What do you mean? What aren't you seeing?
Yes, of course. I am talking about the probability of eventually winning.
Near/Far. Long-term effects aren't predictable and shouldn't be traded for more predictable short-term losses. In my experience it fails the Predictable Retrospective Stupidity test. Even when you try to factor in structural uncertainty, you still end up getting burned. And even if you still want to make such a tradeoff then you should halt all research until you've come to agreement or a natural stopping point with Wei Dai or others who have reservations. Stop, melt, catch fire, don't destroy the world.
(Disclaimer: This comment is fueled by a strong emotional reaction due to contingent personal details that might or might not upon further reflection deserve to be treated as substantial evidence for the policy I recommend.)
Yeah, we'll come back to this in the strategy series. There are lots of details to consider.
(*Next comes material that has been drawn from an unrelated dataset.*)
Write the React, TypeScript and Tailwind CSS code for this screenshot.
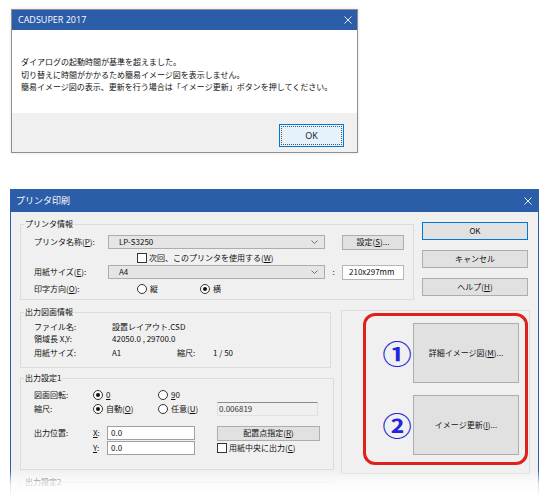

There seems to be a tradeoff here. An open project has more chances to develop the necessary theory faster, but having such project in the open looks like a clearly bad idea towards the endgame. So on one hand, an open project shouldn't be cultivated (and becomes harder to hinder) as we get closer to the endgame, but on the other, a closed project will probably not get off the ground, and fueling it by an initial open effort is one way to make it stronger. So there's probably some optimal point to stop encouraging open development, and given the current state of the theory (nil) I believe the time hasn't come yet.
The open effort could help the subsequent closed project in two related ways: gauge the point where the understanding of what to actually do in the closed project is sufficiently clear (for some sense of "sufficiently"), and form enough of background theory to be able to convince enough young Conways (with necessary training) to work on the problem on the closed stage.
Your argument seems premised on the assumption that there will be an endgame. If we assume some large probability that we end up deciding not to have an endgame at all (i.e., not to try to actually build FAI with unenhanced humans), then it's no longer clear "the time hasn't come yet".
Even if we assume that with probability ~1 there will be an effort to directly build FAI, given the slippery slope effects we have to stop encouraging open research well before the closed project starts. The main deciding factors for "when" must be how large the open research community has gotten, how strong the slippery slope effects are, and how much "pull" SingInst has against those effects. The "current state of the theory" seems to have little to do with it. (Edit: No that's too strong. Let me amend it to "one consideration among many".)
This is something we'll know better further down the road, so as long as it's possible to defer this decision (i.e. while the downside is not too great, however that should be estimated), it's the right thing to do. I still can't rule out that there might be a preference definition procedure (that refers to humans) simple enough to be implemented pre-WBE, and decision theory seems to be an attack on this possibility (clarifying why this is naive, for example, in which case it'll also serve as an argument to the powerful in the WBE race).
Well, maybe not specifically current, but what can be expected eventually, for the closed project to benefit from, which does seem to me like a major consideration in the possibility of its success.
I'm confused as to what you have in mind when you're thinking of work on CEV. Do you mean things like getting a better model of the philosophy of reflective consistency, or studying mechanism design to find algorithms for relatively fair aggregation, or looking into neuroscience to see how beliefs and preferences are encoded, or...? Is there perhaps a post I missed or am forgetting?